Although Excel does fine making standard 2D histograms, it would be difficult to get it to create the detailed plots I gave in the previous section. The best user-friendly GUI tool I have found for that is Tableau. I would describe the interface to Tableau as something like a visual pivot table. One of the features I like best about Tableau is that it allows and even encourages detailed views into data. The full featured product is quite expensive, but the Tableau Public version is free so long as you can release your data publicly. I highly recommend playing with the product.

Of course, neither of these products add labels correctly. (They both rely on legends.) The best you can do is plot without the legend and then use an image editing program to add them in after the fact.

That said, I did not use either of these two tools for these charts. I have created these charts by loading data into a Python script and using the Toyplot module. I hesitate to recommend this approach to everyone because using Python scripting for plotting is much more time consuming than other approaches (and inaccessible if you are not a programmer). But using this approach offers several advantages. First, the script leaves an artifact that makes the plotting reproducible. Second, I can use other Python modules, like pandas, to manipulate the data into a form amenable to plotting. Third, scripting provides me with a lot of control over the plotting so I, the picky person that I am, can make it look exactly as I want. I use Toyplot because it creates nice, clean displays of data. And although Toyplot does not automatically label data, I’ve bugged the author enough to add features that make it easy to create labels without a legend.

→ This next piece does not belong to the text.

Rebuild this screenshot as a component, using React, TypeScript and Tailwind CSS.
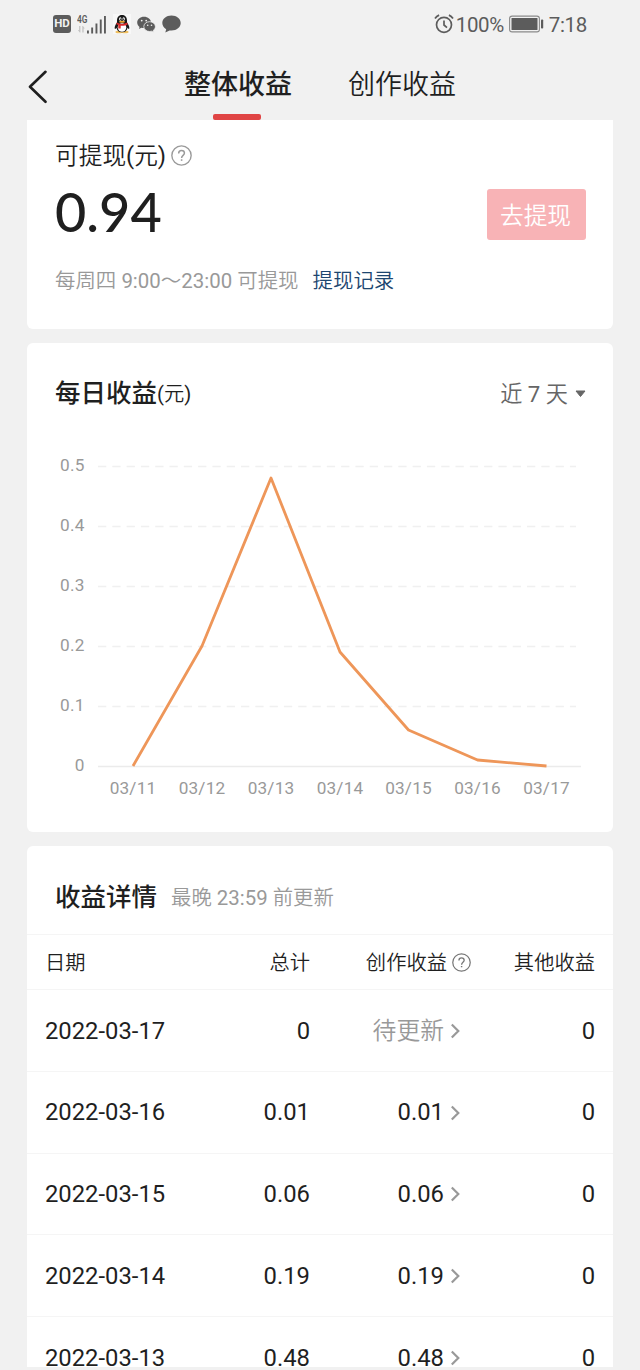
import type { ReactNode } from "react";

const points = [
  { x: 106, label: "03/11", v: 0 },
  { x: 175, label: "03/12", v: 0.2 },
  { x: 244, label: "03/13", v: 0.48 },
  { x: 313, label: "03/14", v: 0.19 },
  { x: 381.5, label: "03/15", v: 0.06 },
  { x: 450.5, label: "03/16", v: 0.01 },
  { x: 519.5, label: "03/17", v: 0 },
];
const ticks = ["0.5", "0.4", "0.3", "0.2", "0.1", "0"];

const rows = [
  { date: "2022-03-17", total: "0", create: "待更新", other: "0", pending: true },
  { date: "2022-03-16", total: "0.01", create: "0.01", other: "0" },
  { date: "2022-03-15", total: "0.06", create: "0.06", other: "0" },
  { date: "2022-03-14", total: "0.19", create: "0.19", other: "0" },
  { date: "2022-03-13", total: "0.48", create: "0.48", other: "0" },
];

function Help({ size, className }: { size: number; className: string }) {
  return (
    <svg width={size} height={size} viewBox="0 0 20 20" fill="none" stroke="currentColor" className={className}>
      <circle cx="10" cy="10" r="9.2" strokeWidth="1.3" />
      <path d="M7.3 8c0-1.7 1.1-2.8 2.7-2.8s2.8 1 2.8 2.5c0 2.1-2.7 2.2-2.7 4.6" strokeWidth="1.4" />
      <path d="M10.1 13.6v1.5" strokeWidth="1.5" />
    </svg>
  );
}

function StatusBar() {
  return (
    <div className="flex h-12 items-center justify-between px-[53px] text-[#5c5c5c]">
      <div className="flex items-center">
        <div className="flex h-[18px] w-[18px] items-center justify-center rounded-[3px] bg-[#5c5c5c] text-[11.5px] leading-none font-bold text-[#f1f1f1]">
          HD
        </div>
        <svg width="31" height="20" viewBox="0 0 31 20" className="ml-[6px]" fill="currentColor">
          <text x="0" y="9" fontSize="11" fontWeight="600" textLength="10.5" lengthAdjust="spacingAndGlyphs">4G</text>
          <path d="M2.700 18.500l-1.800-2.500h1.200V12h1.300v6.500zM6 12l1.800 2.500H6.600v4H5.300V12z" fill="#c4c4c4" />
          <path d="M10 16.500h1.900V19.500H10zM14.200 13.500h1.900v6h-1.900zM18.500 9.500h1.900v10h-1.900zM22.800 5.500h1.900v14h-1.900zM27 2h1.900v17.500H27z" />
        </svg>
        <svg width="18" height="20" viewBox="0 0 18 20" className="ml-[5px]">
          <rect width="18" height="20" fill="#f8f8f8" />
          <ellipse cx="6" cy="18" rx="3.600" ry="1.300" fill="#f0c060" />
          <ellipse cx="12" cy="18" rx="3.600" ry="1.300" fill="#f0c060" />
          <path d="M9 1C5.500 1 4 3.500 4 6.500v2C2.600 10.500 1.200 13 1.800 14.800c.4.600 1.200-.2 1.700-1C4 17 6 18.300 9 18.300s5-1.300 5.500-4.500c.5.800 1.300 1.600 1.700 1 .6-1.800-.8-4.300-2.200-6.300v-2C14 3.500 12.500 1 9 1z" fill="#181818" />
          <ellipse cx="9" cy="13.500" rx="4.300" ry="4.200" fill="#fff" />
          <ellipse cx="7.300" cy="5" rx="1.200" ry="1.700" fill="#fff" />
          <ellipse cx="10.700" cy="5" rx="1.200" ry="1.700" fill="#fff" />
          <circle cx="7.600" cy="5.200" r=".6" />
          <circle cx="10.500" cy="5.200" r=".6" />
          <ellipse cx="9" cy="7.700" rx="3" ry="1" fill="#f0a830" />
          <path d="M3.800 8.600c3 1.900 7.400 1.900 10.400 0l.5 1.800c-2 1.200-4.500 1.600-7 1.400v2.700H5.300V11l-2-.8z" fill="#d92a2a" />
        </svg>
        <svg width="19" height="17" viewBox="0 0 19 17" className="ml-[6px]" fill="currentColor">
          <path d="M7 .8C3.100.800.200 3.300.200 6.500c0 1.800.9 3.300 2.300 4.400L2 13l2.400-1.300c.9.300 1.700.4 2.600.4C10.900 12.100 14 9.600 14 6.500S10.900.800 7 .800z" />
          <path d="M12.600 5.700c-3.300 0-5.800 2.200-5.800 4.900s2.500 4.900 5.800 4.900c.7 0 1.500-.1 2.100-.3l2 1.100-.5-1.800c1.300-.9 2.200-2.300 2.200-3.900 0-2.700-2.500-4.900-5.800-4.900z" stroke="#f1f1f1" strokeWidth=".8" />
          <g fill="#f1f1f1">
            <circle cx="4.700" cy="4.600" r=".9" />
            <circle cx="9.200" cy="4.600" r=".9" />
            <circle cx="10.700" cy="9.200" r=".8" />
            <circle cx="14.500" cy="9.200" r=".8" />
          </g>
        </svg>
        <svg width="19" height="18" viewBox="0 0 19 18" className="ml-[6px]" fill="currentColor">
          <path d="M9.500.5C4.300.500.300 3.800.300 8c0 2.600 1.500 4.800 3.900 6.200L3.300 17.500l4.300-2.100c.6.100 1.200.1 1.900.1 5.200 0 9.200-3.300 9.200-7.500S14.700.500 9.500.500z" />
        </svg>
      </div>
      <div className="flex items-center">
        <svg width="20" height="20" viewBox="0 0 20 20" fill="none" stroke="currentColor" strokeWidth="1.700" className="-ml-[1px]">
          <circle cx="10" cy="10.800" r="7.500" />
          <path d="M10 6.500v4.500l3 2.600M1 4.500C2 3 3.400 1.800 5.100 1.100M19 4.500C18 3 16.600 1.800 14.900 1.100" />
        </svg>
        <span className="ml-[2px] w-[49px] pt-[2px] text-[20.500px] leading-none tracking-[-0.3px]">100%</span>
        <svg width="35" height="18" viewBox="0 0 35 18" className="ml-[4px]" fill="none">
          <rect x=".6" y="1.100" width="29.800" height="15.800" rx="2.500" stroke="#8a8a8a" strokeWidth="1.100" />
          <rect x="2.500" y="3" width="26" height="12" rx=".5" fill="#5c5c5c" />
          <rect x="32" y="4.500" width="2.200" height="9" rx=".8" fill="#5c5c5c" />
        </svg>
        <span className="ml-[5px] pt-[2px] text-[20.500px] leading-none tracking-[-0.3px]">7:18</span>
      </div>
    </div>
  );
}

function Chart() {
  const y = (v: number) => 324 - v * 600;
  return (
    <svg width="586" height="389" viewBox="0 0 586 389" className="block" fontSize="17.200">
      {ticks.map((t, i) => (
        <g key={t}>
          <text x="57.500" y={29 + i * 60} textAnchor="end" fill="#999" letterSpacing=".2">{t}</text>
          <line
            x1="71"
            x2={i === 5 ? 554 : 549}
            y1={24.500 + i * 60}
            y2={24.500 + i * 60}
            stroke={i === 5 ? "#ebebeb" : "#f0f0f0"}
            strokeWidth="1.500"
            strokeDasharray={i === 5 ? undefined : "8.300 6"}
          />
        </g>
      ))}
      <polyline
        points={points.map((p) => `${p.x},${y(p.v)}`).join(" ")}
        fill="none"
        stroke="#ee9659"
        strokeWidth="2.800"
        strokeLinejoin="round"
      />
      {points.map((p) => (
        <text key={p.label} x={p.x} y="352" textAnchor="middle" fill="#999" letterSpacing=".2">{p.label}</text>
      ))}
    </svg>
  );
}

function Cell({ children, className }: { children: ReactNode; className: string }) {
  return <div className={`flex items-center ${className}`}>{children}</div>;
}

export default function App() {
  return (
    <div className="h-[1370px] w-[640px] overflow-hidden bg-[#f1f1f1] font-['Roboto','Noto_Sans_CJK_SC_DemiLight','Noto_Sans_CJK_SC',sans-serif] leading-none whitespace-nowrap text-[#1f1f1f]">
      <StatusBar />
      <header className="flex h-[72px] pl-[28px]">
        <svg width="20" height="34" viewBox="0 0 20 34" className="mt-[22px]" fill="none" stroke="#1f1f1f" strokeWidth="2.600" strokeLinecap="round" strokeLinejoin="round">
          <path d="M17.500 1.800L2 16.800l15.500 15" />
        </svg>
        <div className="ml-[136px] flex w-[108px] flex-col items-center justify-between pt-[23px]">
          <div className="font-['Roboto','Noto_Sans_CJK_SC',sans-serif] text-[27px] leading-[28px] font-medium">整体收益</div>
          <div className="mr-[2px] h-[6px] w-[48px] rounded-[2px] bg-[#e04545]" />
        </div>
        <div className="ml-[56px] pt-[23px] text-[27px] leading-[28px]">创作收益</div>
      </header>

      <section className="mx-[27px] h-[209px] rounded-b-[6px] bg-white pr-[27px] pl-[28px] pt-[20px]">
        <div className="flex h-[30px] items-center text-[23.700px]">
          <span className="pt-[3px]">可提现(元)</span>
          <Help size={21} className="ml-[5px] text-[#9a9a9a]" />
        </div>
        <div className="flex h-[90px] items-center justify-between">
          <div className="pb-[7px] font-['Lato',sans-serif] text-[54px] font-medium">0.94</div>
          <button className="mb-[1px] h-[51px] w-[99px] rounded-[3px] bg-[#f8b3b6] pt-[5px] pr-[2px] text-[23.700px] text-white">去提现</button>
        </div>
        <div className="flex h-[40px] items-center pt-[2px] text-[20.450px] text-[#999]">
          每周四 9:00～23:00 可提现
          <span className="ml-[14px] text-[#1c4670]">提现记录</span>
        </div>
      </section>

      <section className="mx-[27px] mt-[14px] h-[489px] rounded-[6px] bg-white">
        <div className="flex h-[99px] items-center justify-between pr-[27px] pl-[28px] pt-[3px]">
          <h2 className="flex items-center font-['Roboto','Noto_Sans_CJK_SC',sans-serif] text-[25.500px] font-medium">
            每日收益
            <span className="font-['Roboto','Noto_Sans_CJK_SC_DemiLight','Noto_Sans_CJK_SC',sans-serif] text-[20.300px] font-normal">(元)</span>
          </h2>
          <div className="flex items-center text-[22.200px] text-[#666]">
            近 7 天
            <svg width="11" height="8" viewBox="0 0 11 8" className="ml-[7px]" fill="#666">
              <path d="M1 1h9L5.500 6.500z" stroke="#666" strokeLinejoin="round" />
            </svg>
          </div>
        </div>
        <Chart />
      </section>

      <section className="mx-[27px] mt-[14px] h-[521px] overflow-hidden rounded-t-[6px] bg-white">
        <div className="flex h-[88px] items-center px-[28px] pt-[16px]">
          <h2 className="font-['Roboto','Noto_Sans_CJK_SC',sans-serif] text-[25.500px] font-medium">收益详情</h2>
          <span className="ml-[14px] text-[20.400px] text-[#999]">最晚 23:59 前更新</span>
        </div>
        <div className="flex h-[56px] items-center border-y border-[#f5f5f5] px-[18px] text-[20.300px]">
          <Cell className="w-[165px] pt-[3px]">日期</Cell>
          <Cell className="w-[100px] justify-end pt-[3px]">总计</Cell>
          <Cell className="w-[161px] justify-end">
            <span className="pt-[3px]">创作收益</span>
            <Help size={19} className="mt-[2px] ml-[5px] text-[#777]" />
          </Cell>
          <Cell className="flex-1 justify-end pt-[3px]">其他收益</Cell>
        </div>
        {rows.map((r) => (
          <div key={r.date} className="flex h-[81.800px] items-center border-b border-[#f5f5f5] px-[18px] text-[23.800px]">
            <Cell className="w-[165px] pt-[2px]">{r.date}</Cell>
            <Cell className="w-[100px] justify-end pt-[2px]">{r.total}</Cell>
            <Cell className="w-[150px] justify-end">
              <span className={r.pending ? "pt-[3px] text-[#999]" : "pt-[2px]"}>{r.create}</span>
              <svg width="10" height="16" viewBox="0 0 10 16" className="mt-px ml-[6px]" fill="none" stroke="#999" strokeWidth="2.200">
                <path d="M1.800 1.500L8.300 8l-6.500 6.500" />
              </svg>
            </Cell>
            <Cell className="flex-1 justify-end pt-[2px]">{r.other}</Cell>
          </div>
        ))}
      </section>
    </div>
  );
}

If you are a coding wiz interested in how I used scripting to create these plots, you can click on the following links to see the code for trend lines, scatterplots, bar charts, colors, multiple series and grid lines, details for makes, and details for year.

Conclusion

There is no right or wrong way to plot data. The best I can do is provide some advice. Plotting data is all about communicating information effectively and honestly.

Go forth, and be awesome with your data!